■ Required task
Return every line below as is, leaving out the pictures.

■ Stored data

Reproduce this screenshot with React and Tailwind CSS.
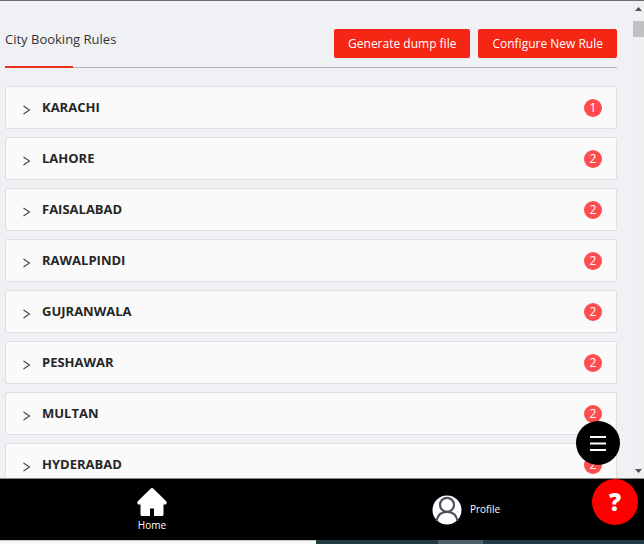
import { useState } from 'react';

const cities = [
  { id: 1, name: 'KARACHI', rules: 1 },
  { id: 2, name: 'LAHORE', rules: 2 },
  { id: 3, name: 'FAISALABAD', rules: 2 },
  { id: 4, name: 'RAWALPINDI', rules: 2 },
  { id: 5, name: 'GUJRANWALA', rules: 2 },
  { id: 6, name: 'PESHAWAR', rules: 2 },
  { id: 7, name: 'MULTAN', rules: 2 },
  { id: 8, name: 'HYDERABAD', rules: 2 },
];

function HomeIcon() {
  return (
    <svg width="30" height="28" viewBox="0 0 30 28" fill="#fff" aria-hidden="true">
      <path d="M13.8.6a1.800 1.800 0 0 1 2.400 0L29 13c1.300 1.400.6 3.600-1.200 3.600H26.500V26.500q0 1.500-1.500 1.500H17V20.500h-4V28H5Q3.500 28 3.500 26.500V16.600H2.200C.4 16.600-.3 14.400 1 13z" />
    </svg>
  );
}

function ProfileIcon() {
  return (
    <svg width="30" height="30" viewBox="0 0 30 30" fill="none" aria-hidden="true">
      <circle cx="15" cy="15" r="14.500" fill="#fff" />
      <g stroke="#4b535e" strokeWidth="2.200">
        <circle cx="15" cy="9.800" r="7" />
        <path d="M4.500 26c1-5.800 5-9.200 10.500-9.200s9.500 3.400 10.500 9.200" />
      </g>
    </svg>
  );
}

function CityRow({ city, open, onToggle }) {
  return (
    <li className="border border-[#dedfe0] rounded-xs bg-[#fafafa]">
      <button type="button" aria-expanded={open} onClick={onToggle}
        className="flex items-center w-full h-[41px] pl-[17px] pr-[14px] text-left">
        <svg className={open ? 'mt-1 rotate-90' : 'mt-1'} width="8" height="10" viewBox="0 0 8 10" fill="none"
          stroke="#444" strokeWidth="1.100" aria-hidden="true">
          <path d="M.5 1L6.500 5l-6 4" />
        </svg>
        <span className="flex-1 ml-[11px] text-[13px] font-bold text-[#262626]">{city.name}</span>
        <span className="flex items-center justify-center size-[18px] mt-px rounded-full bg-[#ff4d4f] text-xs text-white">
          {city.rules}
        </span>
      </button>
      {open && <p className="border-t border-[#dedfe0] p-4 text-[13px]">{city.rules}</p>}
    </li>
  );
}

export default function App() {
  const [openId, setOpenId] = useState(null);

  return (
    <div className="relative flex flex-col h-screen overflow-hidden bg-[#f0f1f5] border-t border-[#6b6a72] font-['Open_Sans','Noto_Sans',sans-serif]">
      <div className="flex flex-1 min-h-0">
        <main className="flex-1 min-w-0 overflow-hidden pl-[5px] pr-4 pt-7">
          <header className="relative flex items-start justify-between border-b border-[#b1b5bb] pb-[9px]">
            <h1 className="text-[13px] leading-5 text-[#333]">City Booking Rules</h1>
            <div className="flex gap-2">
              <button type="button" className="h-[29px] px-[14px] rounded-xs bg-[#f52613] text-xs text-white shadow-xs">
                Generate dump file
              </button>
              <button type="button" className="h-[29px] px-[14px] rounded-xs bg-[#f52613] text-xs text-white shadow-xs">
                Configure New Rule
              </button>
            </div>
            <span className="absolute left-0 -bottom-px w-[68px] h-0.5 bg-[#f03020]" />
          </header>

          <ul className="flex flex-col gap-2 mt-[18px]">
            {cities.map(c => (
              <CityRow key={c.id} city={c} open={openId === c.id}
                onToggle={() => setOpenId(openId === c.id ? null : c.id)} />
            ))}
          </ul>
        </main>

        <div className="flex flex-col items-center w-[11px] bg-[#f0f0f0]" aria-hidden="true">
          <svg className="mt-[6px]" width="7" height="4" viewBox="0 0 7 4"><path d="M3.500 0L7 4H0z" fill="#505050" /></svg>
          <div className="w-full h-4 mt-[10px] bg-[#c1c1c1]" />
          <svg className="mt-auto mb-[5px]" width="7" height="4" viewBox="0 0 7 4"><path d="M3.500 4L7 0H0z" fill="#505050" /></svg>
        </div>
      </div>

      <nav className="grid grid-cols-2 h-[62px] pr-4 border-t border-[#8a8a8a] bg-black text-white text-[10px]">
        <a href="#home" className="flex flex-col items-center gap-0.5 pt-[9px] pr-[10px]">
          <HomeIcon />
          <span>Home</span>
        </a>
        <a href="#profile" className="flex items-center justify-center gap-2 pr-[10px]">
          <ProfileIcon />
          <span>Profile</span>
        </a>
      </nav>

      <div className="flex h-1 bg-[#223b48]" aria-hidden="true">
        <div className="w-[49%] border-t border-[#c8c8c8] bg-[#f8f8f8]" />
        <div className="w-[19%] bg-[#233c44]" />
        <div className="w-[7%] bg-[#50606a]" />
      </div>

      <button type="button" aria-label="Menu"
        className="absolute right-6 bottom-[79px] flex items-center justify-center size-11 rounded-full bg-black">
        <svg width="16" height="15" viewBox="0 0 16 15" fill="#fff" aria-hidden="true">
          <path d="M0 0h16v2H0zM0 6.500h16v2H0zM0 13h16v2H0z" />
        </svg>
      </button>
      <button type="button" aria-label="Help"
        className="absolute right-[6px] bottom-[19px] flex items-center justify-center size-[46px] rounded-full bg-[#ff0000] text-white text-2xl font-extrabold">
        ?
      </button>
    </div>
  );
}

■ Answer to this task
Reproduce this screenshot with React and Tailwind CSS.
import { useState } from 'react';

const cities = [
  { id: 1, name: 'KARACHI', rules: 1 },
  { id: 2, name: 'LAHORE', rules: 2 },
  { id: 3, name: 'FAISALABAD', rules: 2 },
  { id: 4, name: 'RAWALPINDI', rules: 2 },
  { id: 5, name: 'GUJRANWALA', rules: 2 },
  { id: 6, name: 'PESHAWAR', rules: 2 },
  { id: 7, name: 'MULTAN', rules: 2 },
  { id: 8, name: 'HYDERABAD', rules: 2 },
];

function HomeIcon() {
  return (
    <svg width="30" height="28" viewBox="0 0 30 28" fill="#fff" aria-hidden="true">
      <path d="M13.8.6a1.800 1.800 0 0 1 2.400 0L29 13c1.300 1.400.6 3.600-1.200 3.600H26.500V26.500q0 1.500-1.500 1.500H17V20.500h-4V28H5Q3.500 28 3.500 26.500V16.600H2.200C.4 16.600-.3 14.400 1 13z" />
    </svg>
  );
}

function ProfileIcon() {
  return (
    <svg width="30" height="30" viewBox="0 0 30 30" fill="none" aria-hidden="true">
      <circle cx="15" cy="15" r="14.500" fill="#fff" />
      <g stroke="#4b535e" strokeWidth="2.200">
        <circle cx="15" cy="9.800" r="7" />
        <path d="M4.500 26c1-5.800 5-9.200 10.500-9.200s9.500 3.400 10.500 9.200" />
      </g>
    </svg>
  );
}

function CityRow({ city, open, onToggle }) {
  return (
    <li className="border border-[#dedfe0] rounded-xs bg-[#fafafa]">
      <button type="button" aria-expanded={open} onClick={onToggle}
        className="flex items-center w-full h-[41px] pl-[17px] pr-[14px] text-left">
        <svg className={open ? 'mt-1 rotate-90' : 'mt-1'} width="8" height="10" viewBox="0 0 8 10" fill="none"
          stroke="#444" strokeWidth="1.100" aria-hidden="true">
          <path d="M.5 1L6.500 5l-6 4" />
        </svg>
        <span className="flex-1 ml-[11px] text-[13px] font-bold text-[#262626]">{city.name}</span>
        <span className="flex items-center justify-center size-[18px] mt-px rounded-full bg-[#ff4d4f] text-xs text-white">
          {city.rules}
        </span>
      </button>
      {open && <p className="border-t border-[#dedfe0] p-4 text-[13px]">{city.rules}</p>}
    </li>
  );
}

export default function App() {
  const [openId, setOpenId] = useState(null);

  return (
    <div className="relative flex flex-col h-screen overflow-hidden bg-[#f0f1f5] border-t border-[#6b6a72] font-['Open_Sans','Noto_Sans',sans-serif]">
      <div className="flex flex-1 min-h-0">
        <main className="flex-1 min-w-0 overflow-hidden pl-[5px] pr-4 pt-7">
          <header className="relative flex items-start justify-between border-b border-[#b1b5bb] pb-[9px]">
            <h1 className="text-[13px] leading-5 text-[#333]">City Booking Rules</h1>
            <div className="flex gap-2">
              <button type="button" className="h-[29px] px-[14px] rounded-xs bg-[#f52613] text-xs text-white shadow-xs">
                Generate dump file
              </button>
              <button type="button" className="h-[29px] px-[14px] rounded-xs bg-[#f52613] text-xs text-white shadow-xs">
                Configure New Rule
              </button>
            </div>
            <span className="absolute left-0 -bottom-px w-[68px] h-0.5 bg-[#f03020]" />
          </header>

          <ul className="flex flex-col gap-2 mt-[18px]">
            {cities.map(c => (
              <CityRow key={c.id} city={c} open={openId === c.id}
                onToggle={() => setOpenId(openId === c.id ? null : c.id)} />
            ))}
          </ul>
        </main>

        <div className="flex flex-col items-center w-[11px] bg-[#f0f0f0]" aria-hidden="true">
          <svg className="mt-[6px]" width="7" height="4" viewBox="0 0 7 4"><path d="M3.500 0L7 4H0z" fill="#505050" /></svg>
          <div className="w-full h-4 mt-[10px] bg-[#c1c1c1]" />
          <svg className="mt-auto mb-[5px]" width="7" height="4" viewBox="0 0 7 4"><path d="M3.500 4L7 0H0z" fill="#505050" /></svg>
        </div>
      </div>

      <nav className="grid grid-cols-2 h-[62px] pr-4 border-t border-[#8a8a8a] bg-black text-white text-[10px]">
        <a href="#home" className="flex flex-col items-center gap-0.5 pt-[9px] pr-[10px]">
          <HomeIcon />
          <span>Home</span>
        </a>
        <a href="#profile" className="flex items-center justify-center gap-2 pr-[10px]">
          <ProfileIcon />
          <span>Profile</span>
        </a>
      </nav>

      <div className="flex h-1 bg-[#223b48]" aria-hidden="true">
        <div className="w-[49%] border-t border-[#c8c8c8] bg-[#f8f8f8]" />
        <div className="w-[19%] bg-[#233c44]" />
        <div className="w-[7%] bg-[#50606a]" />
      </div>

      <button type="button" aria-label="Menu"
        className="absolute right-6 bottom-[79px] flex items-center justify-center size-11 rounded-full bg-black">
        <svg width="16" height="15" viewBox="0 0 16 15" fill="#fff" aria-hidden="true">
          <path d="M0 0h16v2H0zM0 6.500h16v2H0zM0 13h16v2H0z" />
        </svg>
      </button>
      <button type="button" aria-label="Help"
        className="absolute right-[6px] bottom-[19px] flex items-center justify-center size-[46px] rounded-full bg-[#ff0000] text-white text-2xl font-extrabold">
        ?
      </button>
    </div>
  );
}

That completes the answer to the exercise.